## Begin

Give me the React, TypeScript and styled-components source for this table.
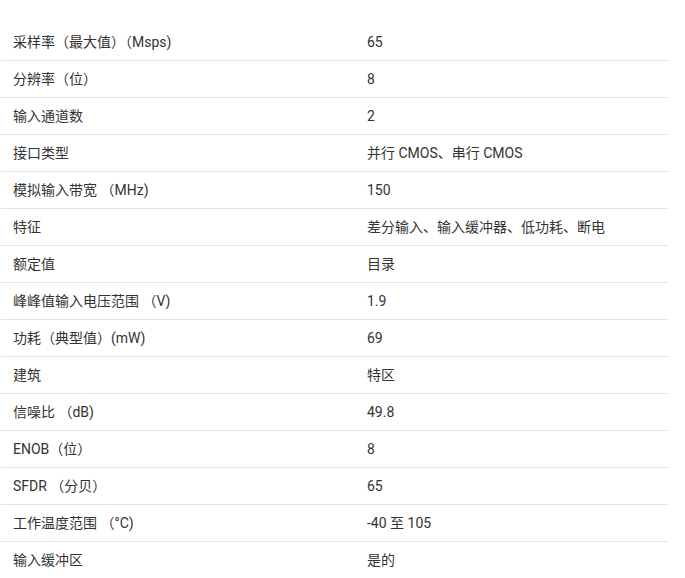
import React from 'react';
import styled, { createGlobalStyle } from 'styled-components';

const GlobalStyle = createGlobalStyle`
  html, body {
    margin: 0;
    padding: 0;
    background: #ffffff;
  }
  body {
    font-family: Roboto, "Noto Sans CJK SC", sans-serif;
    color: #333333;
  }
`;

const Page = styled.div`
  padding: 24px 0 0 1px;
  width: 667px;
`;

const SpecTable = styled.div`
  display: flex;
  flex-direction: column;
`;

const SpecRow = styled.div`
  display: grid;
  grid-template-columns: 354px 1fr;
  height: 36px;
  align-items: center;
  border-bottom: 1px solid #e3e3e3;
`;

const SpecCell = styled.div`
  padding: 0 12px;
  font-size: 14px;
  line-height: 20px;
  white-space: pre;
`;

const specs: [string, string][] = [
  ['采样率（最大值）（Msps)', '65'],
  ['分辨率（位）', '8'],
  ['输入通道数', '2'],
  ['接口类型', '并行 CMOS、串行 CMOS'],
  ['模拟输入带宽 （MHz)', '150'],
  ['特征', '差分输入、输入缓冲器、低功耗、断电'],
  ['额定值', '目录'],
  ['峰峰值输入电压范围 （V)', '1.9'],
  ['功耗（典型值）(mW)', '69'],
  ['建筑', '特区'],
  ['信噪比 （dB)', '49.8'],
  ['ENOB（位）', '8'],
  ['SFDR （分贝）', '65'],
  ['工作温度范围 （°C)', '-40 至 105'],
  ['输入缓冲区', '是的'],
];

const App: React.FC = () => {
  return (
    <>
      <GlobalStyle />
      <Page>
        <SpecTable>
          {specs.map(([label, value]) => (
            <SpecRow key={label}>
              <SpecCell>{label}</SpecCell>
              <SpecCell>{value}</SpecCell>
            </SpecRow>
          ))}
        </SpecTable>
      </Page>
    </>
  );
};

export default App;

## End

= Exercise =
Return all of the data exactly as written, and drop the pictures.

= Full answer =
Give me the React, TypeScript and styled-components source for this table.
import React from 'react';
import styled, { createGlobalStyle } from 'styled-components';

const GlobalStyle = createGlobalStyle`
  html, body {
    margin: 0;
    padding: 0;
    background: #ffffff;
  }
  body {
    font-family: Roboto, "Noto Sans CJK SC", sans-serif;
    color: #333333;
  }
`;

const Page = styled.div`
  padding: 24px 0 0 1px;
  width: 667px;
`;

const SpecTable = styled.div`
  display: flex;
  flex-direction: column;
`;

const SpecRow = styled.div`
  display: grid;
  grid-template-columns: 354px 1fr;
  height: 36px;
  align-items: center;
  border-bottom: 1px solid #e3e3e3;
`;

const SpecCell = styled.div`
  padding: 0 12px;
  font-size: 14px;
  line-height: 20px;
  white-space: pre;
`;

const specs: [string, string][] = [
  ['采样率（最大值）（Msps)', '65'],
  ['分辨率（位）', '8'],
  ['输入通道数', '2'],
  ['接口类型', '并行 CMOS、串行 CMOS'],
  ['模拟输入带宽 （MHz)', '150'],
  ['特征', '差分输入、输入缓冲器、低功耗、断电'],
  ['额定值', '目录'],
  ['峰峰值输入电压范围 （V)', '1.9'],
  ['功耗（典型值）(mW)', '69'],
  ['建筑', '特区'],
  ['信噪比 （dB)', '49.8'],
  ['ENOB（位）', '8'],
  ['SFDR （分贝）', '65'],
  ['工作温度范围 （°C)', '-40 至 105'],
  ['输入缓冲区', '是的'],
];

const App: React.FC = () => {
  return (
    <>
      <GlobalStyle />
      <Page>
        <SpecTable>
          {specs.map(([label, value]) => (
            <SpecRow key={label}>
              <SpecCell>{label}</SpecCell>
              <SpecCell>{value}</SpecCell>
            </SpecRow>
          ))}
        </SpecTable>
      </Page>
    </>
  );
};

export default App;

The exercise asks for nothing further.